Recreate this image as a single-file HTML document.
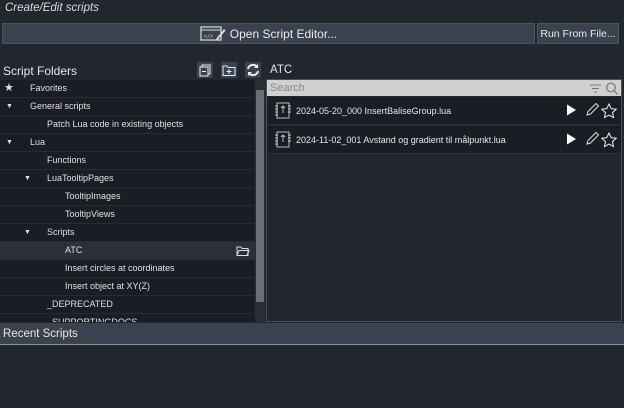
<!DOCTYPE html>
<html><head><style>
*{margin:0;padding:0;box-sizing:border-box}
body{width:624px;height:408px;background:#22262d;font-family:"Liberation Sans",sans-serif;color:#e6e6e6;position:relative;overflow:hidden}
.a{position:absolute}
.btn{background:#3a4250;border:1px solid #4a5361;color:#e8e8e8;font-size:12px;display:flex;align-items:center;justify-content:center;white-space:nowrap}
.tree{left:0;top:80px;width:255px;height:242px;background:#1a1d23;overflow:hidden}
.row{height:18px;border-bottom:1px solid #272b32;font-size:9px;line-height:17px;position:relative;color:#e0e0e0}
.ib{width:16px;height:16px;background:#3a4250;border-radius:1px}
.item{left:268px;width:353px;height:28px;background:#1a1d23;border-bottom:1px solid #2a2e35;font-size:9px;line-height:28px;padding-left:28px}
</style></head><body>
<div class="a" style="left:5px;top:2px;font-size:11.5px;font-style:italic;color:#dcdcdc">Create/Edit scripts</div>
<div class="a btn" style="left:2px;top:23px;width:533px;height:21px">
<svg width="26" height="15" viewBox="0 0 26 15" style="margin-right:4px"><rect x="1" y="1" width="20" height="13" fill="none" stroke="#ddd" stroke-width="1.2"/><line x1="1" y1="4" x2="21" y2="4" stroke="#ddd"/><text x="4" y="12" font-size="5" fill="#ddd" font-family="Liberation Mono">&lt;/&gt;</text><path d="M16 13 L24 3 L25.5 4.5 L17.5 14 Z" fill="#ddd"/></svg>Open Script Editor...</div>
<div class="a btn" style="left:537px;top:23px;width:82px;height:21px;font-size:10.5px">Run From File...</div>
<div class="a" style="left:3px;top:64px;font-size:12px;color:#e6e6e6">Script Folders</div>
<div class="a ib" style="left:197px;top:62px"><svg width="16" height="16"><rect x="5" y="3" width="8" height="9" fill="none" stroke="#eee"/><rect x="3" y="5" width="8" height="9" fill="#3a4250" stroke="#eee"/><line x1="5" y1="9.5" x2="9" y2="9.5" stroke="#eee"/></svg></div>
<div class="a ib" style="left:221px;top:62px"><svg width="16" height="16"><path d="M2 4h4l1 1.5h7v8H2z" fill="none" stroke="#eee"/><path d="M8 7v5M5.5 9.5h5" stroke="#eee"/></svg></div>
<div class="a ib" style="left:245px;top:62px"><svg width="16" height="16"><path d="M3 7a5 5 0 0 1 9-2M13 9a5 5 0 0 1-9 2" fill="none" stroke="#eee" stroke-width="2"/><path d="M13 2v4h-4zM3 14v-4h4z" fill="#eee"/></svg></div>
<div class="a" style="left:270px;top:64px;font-size:11.5px">ATC</div>
<div class="a tree">
<div class="row"><span class="a" style="left:4px;font-size:11px">★</span><span class="a" style="left:30px">Favorites</span></div>
<div class="row"><span class="a" style="left:6px;font-size:7px">▼</span><span class="a" style="left:30px">General scripts</span></div>
<div class="row"><span class="a" style="left:47px">Patch Lua code in existing objects</span></div>
<div class="row"><span class="a" style="left:6px;font-size:7px">▼</span><span class="a" style="left:30px">Lua</span></div>
<div class="row"><span class="a" style="left:47px">Functions</span></div>
<div class="row"><span class="a" style="left:24px;font-size:7px">▼</span><span class="a" style="left:47px">LuaTooltipPages</span></div>
<div class="row"><span class="a" style="left:65px">TooltipImages</span></div>
<div class="row"><span class="a" style="left:65px">TooltipViews</span></div>
<div class="row"><span class="a" style="left:24px;font-size:7px">▼</span><span class="a" style="left:47px">Scripts</span></div>
<div class="row" style="background:#2c3038"><span class="a" style="left:65px">ATC</span><svg class="a" style="left:236px;top:3px" width="14" height="12"><path d="M1 2h4l1 1.5h6v7H1z" fill="none" stroke="#ddd"/><path d="M1 10.5l2-5h10l-2 5" fill="none" stroke="#ddd"/></svg></div>
<div class="row"><span class="a" style="left:65px">Insert circles at coordinates</span></div>
<div class="row"><span class="a" style="left:65px">Insert object at XY(Z)</span></div>
<div class="row"><span class="a" style="left:47px">_DEPRECATED</span></div>
<div class="row"><span class="a" style="left:47px">_SUPPORTINGDOCS</span></div>
</div>
<div class="a" style="left:255px;top:79px;width:10px;height:243px;background:#2a2e35"></div>
<div class="a" style="left:256px;top:90px;width:8px;height:212px;background:#6b6e73"></div>
<div class="a" style="left:266px;top:79px;width:356px;height:243px;border:1px solid #4a4f57;background:#22262d"></div>
<div class="a" style="left:267px;top:80px;width:354px;height:16px;background:#d0d0d0;color:#888;font-size:11px;line-height:16px;padding-left:3px">Search
<svg class="a" style="left:322px;top:2px" width="30" height="13"><path d="M1 3h11M3 6.5h7M5 10h3" stroke="#777"/><circle cx="22" cy="5.5" r="4.3" fill="none" stroke="#777" stroke-width="1.2"/><path d="M25 8.5l3.5 4" stroke="#777" stroke-width="1.3"/></svg></div>
<div class="a item" style="top:97px">2024-05-20_000 InsertBaliseGroup.lua</div>
<div class="a item" style="top:126px">2024-11-02_001 Avstand og gradient til målpunkt.lua</div>
<svg class="a" style="left:274px;top:101px" width="18" height="80"><g fill="none" stroke="#ccc" stroke-width="0.9"><rect x="3" y="2" width="12" height="15"/><path d="M1 5h3M1 8h3M1 11h3M1 14h3M14 5h3M14 8h3M14 11h3"/><path d="M9 5v7M7 7l2-2 2 2"/></g><g transform="translate(0,29)" fill="none" stroke="#ccc" stroke-width="0.9"><rect x="3" y="2" width="12" height="15"/><path d="M1 5h3M1 8h3M1 11h3M1 14h3M14 5h3M14 8h3M14 11h3"/><path d="M9 5v7M7 7l2-2 2 2"/></g></svg>
<svg class="a" style="left:565px;top:103px" width="54" height="45"><g><path d="M2 1.5l9 5.5-9 5.5z" fill="#fff"/><path d="M22 12l1-3.5 8-8 2.5 2.5-8 8z" fill="none" stroke="#ddd"/><path d="M44 1l2.2 4.6 5 .6-3.7 3.4 1 5-4.5-2.5-4.5 2.5 1-5-3.7-3.4 5-.6z" fill="none" stroke="#eee"/></g><g transform="translate(0,29)"><path d="M2 1.5l9 5.5-9 5.5z" fill="#fff"/><path d="M22 12l1-3.5 8-8 2.5 2.5-8 8z" fill="none" stroke="#ddd"/><path d="M44 1l2.2 4.6 5 .6-3.7 3.4 1 5-4.5-2.5-4.5 2.5 1-5-3.7-3.4 5-.6z" fill="none" stroke="#eee"/></g></svg>
<div class="a" style="left:0;top:323px;width:624px;height:22px;background:#3a4250;border-bottom:1px solid #8a9099;font-size:11.5px;line-height:22px;padding-left:3px">Recent Scripts</div>
</body></html>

■ ■ ■ ■

WORK TO BE COMPLETED
Transcribe each line above verbatim, with the pictures left out.

ANSWER TO THE TASK
Recreate this image as a single-file HTML document.
<!DOCTYPE html>
<html><head><style>
*{margin:0;padding:0;box-sizing:border-box}
body{width:624px;height:408px;background:#22262d;font-family:"Liberation Sans",sans-serif;color:#e6e6e6;position:relative;overflow:hidden}
.a{position:absolute}
.btn{background:#3a4250;border:1px solid #4a5361;color:#e8e8e8;font-size:12px;display:flex;align-items:center;justify-content:center;white-space:nowrap}
.tree{left:0;top:80px;width:255px;height:242px;background:#1a1d23;overflow:hidden}
.row{height:18px;border-bottom:1px solid #272b32;font-size:9px;line-height:17px;position:relative;color:#e0e0e0}
.ib{width:16px;height:16px;background:#3a4250;border-radius:1px}
.item{left:268px;width:353px;height:28px;background:#1a1d23;border-bottom:1px solid #2a2e35;font-size:9px;line-height:28px;padding-left:28px}
</style></head><body>
<div class="a" style="left:5px;top:2px;font-size:11.5px;font-style:italic;color:#dcdcdc">Create/Edit scripts</div>
<div class="a btn" style="left:2px;top:23px;width:533px;height:21px">
<svg width="26" height="15" viewBox="0 0 26 15" style="margin-right:4px"><rect x="1" y="1" width="20" height="13" fill="none" stroke="#ddd" stroke-width="1.2"/><line x1="1" y1="4" x2="21" y2="4" stroke="#ddd"/><text x="4" y="12" font-size="5" fill="#ddd" font-family="Liberation Mono">&lt;/&gt;</text><path d="M16 13 L24 3 L25.5 4.5 L17.5 14 Z" fill="#ddd"/></svg>Open Script Editor...</div>
<div class="a btn" style="left:537px;top:23px;width:82px;height:21px;font-size:10.5px">Run From File...</div>
<div class="a" style="left:3px;top:64px;font-size:12px;color:#e6e6e6">Script Folders</div>
<div class="a ib" style="left:197px;top:62px"><svg width="16" height="16"><rect x="5" y="3" width="8" height="9" fill="none" stroke="#eee"/><rect x="3" y="5" width="8" height="9" fill="#3a4250" stroke="#eee"/><line x1="5" y1="9.5" x2="9" y2="9.5" stroke="#eee"/></svg></div>
<div class="a ib" style="left:221px;top:62px"><svg width="16" height="16"><path d="M2 4h4l1 1.5h7v8H2z" fill="none" stroke="#eee"/><path d="M8 7v5M5.5 9.5h5" stroke="#eee"/></svg></div>
<div class="a ib" style="left:245px;top:62px"><svg width="16" height="16"><path d="M3 7a5 5 0 0 1 9-2M13 9a5 5 0 0 1-9 2" fill="none" stroke="#eee" stroke-width="2"/><path d="M13 2v4h-4zM3 14v-4h4z" fill="#eee"/></svg></div>
<div class="a" style="left:270px;top:64px;font-size:11.5px">ATC</div>
<div class="a tree">
<div class="row"><span class="a" style="left:4px;font-size:11px">★</span><span class="a" style="left:30px">Favorites</span></div>
<div class="row"><span class="a" style="left:6px;font-size:7px">▼</span><span class="a" style="left:30px">General scripts</span></div>
<div class="row"><span class="a" style="left:47px">Patch Lua code in existing objects</span></div>
<div class="row"><span class="a" style="left:6px;font-size:7px">▼</span><span class="a" style="left:30px">Lua</span></div>
<div class="row"><span class="a" style="left:47px">Functions</span></div>
<div class="row"><span class="a" style="left:24px;font-size:7px">▼</span><span class="a" style="left:47px">LuaTooltipPages</span></div>
<div class="row"><span class="a" style="left:65px">TooltipImages</span></div>
<div class="row"><span class="a" style="left:65px">TooltipViews</span></div>
<div class="row"><span class="a" style="left:24px;font-size:7px">▼</span><span class="a" style="left:47px">Scripts</span></div>
<div class="row" style="background:#2c3038"><span class="a" style="left:65px">ATC</span><svg class="a" style="left:236px;top:3px" width="14" height="12"><path d="M1 2h4l1 1.5h6v7H1z" fill="none" stroke="#ddd"/><path d="M1 10.5l2-5h10l-2 5" fill="none" stroke="#ddd"/></svg></div>
<div class="row"><span class="a" style="left:65px">Insert circles at coordinates</span></div>
<div class="row"><span class="a" style="left:65px">Insert object at XY(Z)</span></div>
<div class="row"><span class="a" style="left:47px">_DEPRECATED</span></div>
<div class="row"><span class="a" style="left:47px">_SUPPORTINGDOCS</span></div>
</div>
<div class="a" style="left:255px;top:79px;width:10px;height:243px;background:#2a2e35"></div>
<div class="a" style="left:256px;top:90px;width:8px;height:212px;background:#6b6e73"></div>
<div class="a" style="left:266px;top:79px;width:356px;height:243px;border:1px solid #4a4f57;background:#22262d"></div>
<div class="a" style="left:267px;top:80px;width:354px;height:16px;background:#d0d0d0;color:#888;font-size:11px;line-height:16px;padding-left:3px">Search
<svg class="a" style="left:322px;top:2px" width="30" height="13"><path d="M1 3h11M3 6.5h7M5 10h3" stroke="#777"/><circle cx="22" cy="5.5" r="4.3" fill="none" stroke="#777" stroke-width="1.2"/><path d="M25 8.5l3.5 4" stroke="#777" stroke-width="1.3"/></svg></div>
<div class="a item" style="top:97px">2024-05-20_000 InsertBaliseGroup.lua</div>
<div class="a item" style="top:126px">2024-11-02_001 Avstand og gradient til målpunkt.lua</div>
<svg class="a" style="left:274px;top:101px" width="18" height="80"><g fill="none" stroke="#ccc" stroke-width="0.9"><rect x="3" y="2" width="12" height="15"/><path d="M1 5h3M1 8h3M1 11h3M1 14h3M14 5h3M14 8h3M14 11h3"/><path d="M9 5v7M7 7l2-2 2 2"/></g><g transform="translate(0,29)" fill="none" stroke="#ccc" stroke-width="0.9"><rect x="3" y="2" width="12" height="15"/><path d="M1 5h3M1 8h3M1 11h3M1 14h3M14 5h3M14 8h3M14 11h3"/><path d="M9 5v7M7 7l2-2 2 2"/></g></svg>
<svg class="a" style="left:565px;top:103px" width="54" height="45"><g><path d="M2 1.5l9 5.5-9 5.5z" fill="#fff"/><path d="M22 12l1-3.5 8-8 2.5 2.5-8 8z" fill="none" stroke="#ddd"/><path d="M44 1l2.2 4.6 5 .6-3.7 3.4 1 5-4.5-2.5-4.5 2.5 1-5-3.7-3.4 5-.6z" fill="none" stroke="#eee"/></g><g transform="translate(0,29)"><path d="M2 1.5l9 5.5-9 5.5z" fill="#fff"/><path d="M22 12l1-3.5 8-8 2.5 2.5-8 8z" fill="none" stroke="#ddd"/><path d="M44 1l2.2 4.6 5 .6-3.7 3.4 1 5-4.5-2.5-4.5 2.5 1-5-3.7-3.4 5-.6z" fill="none" stroke="#eee"/></g></svg>
<div class="a" style="left:0;top:323px;width:624px;height:22px;background:#3a4250;border-bottom:1px solid #8a9099;font-size:11.5px;line-height:22px;padding-left:3px">Recent Scripts</div>
</body></html>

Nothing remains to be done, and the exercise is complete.